LONDON and BOSTON, April 30, 2021 /3BL Media/ -  A two-year global investor engagement with fast food giants has resulted in companies ramping up their climate commitments in the face of growing investor pressure to decarbonise their supply chains.

Investors focussed the engagement on six leading fast food chains with a market cap of $260 billion: Chipotle Mexican Grill, Domino’s Pizza, McDonald’s, Restaurant Brands International (owners of Burger King, Popeyes and Tim Hortons), Wendy’s Co. and Yum! Brands (owners of KFC, Pizza Hut and Taco Bell).

Fast food gets greener

As of today, five of those fast food chains (McDonald’s, Yum! Brands, Chipotle, Domino’s and Wendy’s) have either set, or stated they will set, aggressive SBTs to reduce their emissions. That’s in contrast to last year when only one company (McDonald’s) had set a science based target (SBT), and one (Yum! Brands) had announced its intention to set an SBT. This rapid uptake of ambitious pledges in just one year shows the fast food sector is accelerating action on climate amidst rising pressure from investors.
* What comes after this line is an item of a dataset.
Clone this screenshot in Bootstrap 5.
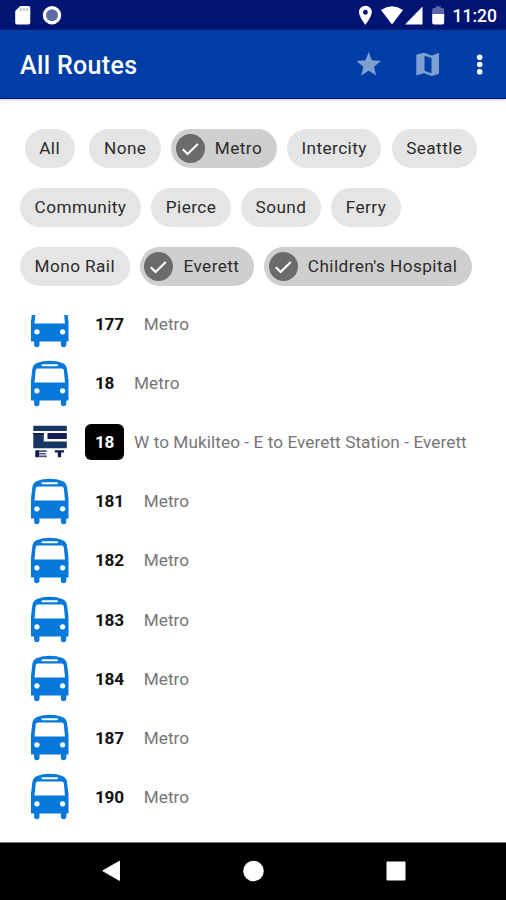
<!DOCTYPE html>
<html lang="en">
<head>
<meta charset="utf-8">
<meta name="viewport" content="width=device-width, initial-scale=1">
<title>All Routes</title>
<link href="https://cdn.jsdelivr.net/npm/bootstrap@5.3.0/dist/css/bootstrap.min.css" rel="stylesheet">
<style>
body{font-family:Roboto,"Liberation Sans",sans-serif;background:#fff;overflow:hidden}
svg{display:block;flex:none}
.screen{height:900px}
.statusbar{height:30px;background:#001473;padding:0 9px 0 14px}
.clock{font-size:17.5px;font-weight:500;line-height:32px;height:30px;margin-left:8px}
.appbar{height:68.5px;background:#003da6;border-bottom:1.5px solid #00128c;padding:0 20px;box-shadow:0 1px 3px #8874a866}
.appbar h1{font-size:25px;font-weight:500;line-height:32px;letter-spacing:.35px;padding-top:5px}
.appbar svg{margin-top:2px}
.filters{padding:30px 0 0 20px}
.chips{gap:10.2px;height:39px;margin-bottom:20px}
.chip{height:39px;border-radius:20px;padding:0 14.6px;background:#e5e5e5;color:#2b2b2b;font-size:17.2px;letter-spacing:.42px;line-height:39px;white-space:nowrap}
.chip.on{background:#cfcfcf;padding-left:4.5px}
.tick{width:29px;height:29px;margin-right:10.2px}
.lone{margin:0 4.6px}
.routes{margin-top:9px;height:527px}
.routes ul{margin-top:-20px}
.route{height:59.1px;padding-left:30px}
.num{font-size:17.2px;font-weight:700;line-height:18px;padding:9px 10.2px;border-radius:6px;margin-left:15.7px;color:#111;letter-spacing:-.2px}
.num.dark{background:#000;color:#fff}
.dest{font-size:17.2px;color:#757575;margin-left:9.6px;line-height:18px;white-space:nowrap;letter-spacing:.07px}
.navkeys{height:58px;background:#000;border-top:1px solid #777}
</style>
<script src="https://cdn.jsdelivr.net/npm/bootstrap@5.3.0/dist/js/bootstrap.bundle.min.js"></script>
</head>
<body>
<svg width="0" height="0" class="position-absolute" aria-hidden="true">
<symbol id="tick" viewBox="0 0 29 29"><circle cx="14.5" cy="14.5" r="14.5" fill="#6b6b6b"/><path d="M6.800 15.200l4.800 4.800L21.800 10" fill="none" stroke="#fff" stroke-width="2.100"/></symbol>
<symbol id="bus" viewBox="0 0 40 47"><path fill="#0679da" fill-rule="evenodd" d="M1 40.500V20.500L2.300 9.500Q2.800 4.800 7 3Q12.500 .8 19.700 .8T32.400 3Q36.600 4.800 37.100 9.500L38.500 20.500V40.500H36.300V43.500a2.700 2.700 0 0 1-5.400 0V40.500H9.500v3a2.700 2.700 0 0 1-5.400 0V40.500zM12.500 4.200a1 1 0 0 0 0 2.100h14.500a1 1 0 0 0 0-2.100zM7.700 8.500Q6 8.500 5.700 10.300L4.500 22.500H35L33.800 10.300Q33.500 8.500 31.800 8.500zM6.900 28.200a2.700 2.700 0 1 0 .01 0zM32.600 28.200a2.700 2.700 0 1 0 .01 0z"/></symbol>
</svg>
<div class="screen d-flex flex-column">
<div class="statusbar d-flex align-items-center text-white flex-shrink-0">
<svg width="50" height="30" viewBox="0 0 50 30"><path d="M6.200 6H14.500Q16.300 6 16.300 7.800V22.700Q16.300 24.500 14.500 24.500H3Q1.200 24.500 1.200 22.700V11z" fill="#fff"/><path d="M7 8.500v2M10 8.500v2M13 8.500v2" stroke="#8189b9" stroke-width="1.300"/><circle cx="38" cy="15.200" r="7.600" fill="#5d6aaa" stroke="#fff" stroke-width="3.200"/></svg>
<svg class="ms-auto" width="87" height="30" viewBox="358 0 87 30"><path fill="#fff" fill-rule="evenodd" d="M365.400 5.700a6.400 6.400 0 0 1 6.400 6.400c0 4.800-6.400 12.800-6.400 12.800s-6.400-8-6.400-12.800a6.400 6.400 0 0 1 6.400-6.400zM365.400 9.800a2.400 2.400 0 1 0 .01 0zM381 9.900Q392 2.500 403 9.900L392 24.500zM405 24.500 422.500 6.500V24.500zM432.200 14h12v8.700q0 1.800-1.800 1.800h-8.400q-1.800 0-1.800-1.800z"/><path fill="#5967aa" d="M432.200 14V9.800q0-1.800 1.800-1.800h1.700V6.300h5V8h1.700q1.800 0 1.800 1.800V14z"/></svg>
<span class="clock">11:20</span>
</div>
<header class="appbar d-flex align-items-center text-white flex-shrink-0">
<h1 class="m-0 me-auto">All Routes</h1>
<svg width="130" height="36" viewBox="356 47 130 36"><path fill="#7f9fd1" d="M368.700 52 371.900 60.300 381 60.900 374 66.700 376.200 75.500 368.700 70.700 361.200 75.500 363.400 66.700 356.400 60.900 365.500 60.300z"/><path fill="#7f9fd1" fill-rule="evenodd" d="M416.300 54.800 424 52.800 432 55.400 439 52.800V73.700L432 76 424 73.200 416.300 75.500zM424.500 55.700V70.800L431.500 73.200V58.100z"/><g fill="#fff"><circle cx="479.700" cy="57.200" r="2.800"/><circle cx="479.700" cy="64.500" r="2.800"/><circle cx="479.700" cy="71.800" r="2.800"/></g></svg>
</header>
<section class="filters flex-shrink-0">
<div class="chips d-flex"><span class="chip lone">All</span><span class="chip">None</span><span class="chip on d-flex align-items-center"><svg class="tick"><use href="#tick"/></svg>Metro</span><span class="chip">Intercity</span><span class="chip">Seattle</span></div>
<div class="chips d-flex"><span class="chip">Community</span><span class="chip">Pierce</span><span class="chip">Sound</span><span class="chip">Ferry</span></div>
<div class="chips d-flex"><span class="chip">Mono Rail</span><span class="chip on d-flex align-items-center"><svg class="tick"><use href="#tick"/></svg>Everett</span><span class="chip on d-flex align-items-center"><svg class="tick"><use href="#tick"/></svg>Children's Hospital</span></div>
</section>
<main class="routes overflow-hidden flex-shrink-0">
<ul class="list-unstyled mb-0">
<li class="route d-flex align-items-center"><svg width="39" height="47"><use href="#bus" width="40" height="47"/></svg><span class="num">177</span><span class="dest">Metro</span></li>
<li class="route d-flex align-items-center"><svg width="39" height="47"><use href="#bus" width="40" height="47"/></svg><span class="num">18</span><span class="dest">Metro</span></li>
<li class="route d-flex align-items-center"><svg width="39" height="47" viewBox="0 0 39 47"><path fill="#173661" d="M3.300 6.800H36.800V12H3.300zM3.300 14H13.800V22.500H36.800V29.300H3.300z"/><path fill="#101c56" d="M17.500 14H36.800V20H17.500zM3.300 14H13.800V15.500H3.300z"/><path fill="#101c56" d="M5.300 31.300H9.300V38.300H5.300zM24.800 31.300H34V33.500H31.200V38.300H27.800V33.500H24.800z"/><path fill="#4b5581" d="M9.300 31.300H16.800V33.100H9.300zM9.300 34H16V35.600H9.300zM9.300 36.500H16.800V38.300H9.300z"/></svg><span class="num dark">18</span><span class="dest">W to Mukilteo - E to Everett Station - Everett</span></li>
<li class="route d-flex align-items-center"><svg width="39" height="47"><use href="#bus" width="40" height="47"/></svg><span class="num">181</span><span class="dest">Metro</span></li>
<li class="route d-flex align-items-center"><svg width="39" height="47"><use href="#bus" width="40" height="47"/></svg><span class="num">182</span><span class="dest">Metro</span></li>
<li class="route d-flex align-items-center"><svg width="39" height="47"><use href="#bus" width="40" height="47"/></svg><span class="num">183</span><span class="dest">Metro</span></li>
<li class="route d-flex align-items-center"><svg width="39" height="47"><use href="#bus" width="40" height="47"/></svg><span class="num">184</span><span class="dest">Metro</span></li>
<li class="route d-flex align-items-center"><svg width="39" height="47"><use href="#bus" width="40" height="47"/></svg><span class="num">187</span><span class="dest">Metro</span></li>
<li class="route d-flex align-items-center"><svg width="39" height="47"><use href="#bus" width="40" height="47"/></svg><span class="num">190</span><span class="dest">Metro</span></li>
</ul>
</main>
<nav class="navkeys mt-auto flex-shrink-0"><svg width="506" height="57" viewBox="0 843 506 57"><path fill="#fff" stroke="#fff" stroke-linejoin="round" d="M102.800 870.800 119.500 861.200V880.400z"/><circle cx="253.500" cy="871" r="10.300" fill="#fff"/><rect x="386.500" y="861.500" width="19" height="19" rx="1" fill="#fff"/></svg></nav>
</div>
</body>
</html>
Just this week, Yum! Brands announced that its SBT had been approved. The company aims to reduce Scope 1, 2 and 3 emissions by 46% by 2030, consistent with reductions required to keep global warming within 1.5 degrees, and will reach net-zero emissions by 2050. This new target means Yum! Brands now has the most ambitious climate commitment among its peers in this engagement.

In addition to those five companies, a sixth company, Restaurant Brands International (RBI), has disclosed that it will set a global GHG target that includes its Scope 3 emissions, though it remains unclear whether it will be approved by the Science Based Targets Initiative (see Fig.1 below for full list of commitments).

The coalition, facilitated by global investor network FAIRR and sustainability organisation Ceres, originally launched in January 2019 with the backing of investors with combined assets of $6.5 trillion. Since then, it has grown by 75% to include over 90 investors with combined assets of $11.4 trillion, signalling an increased awareness amongst investors of the threats posed to food systems by climate change, water scarcity, and water pollution.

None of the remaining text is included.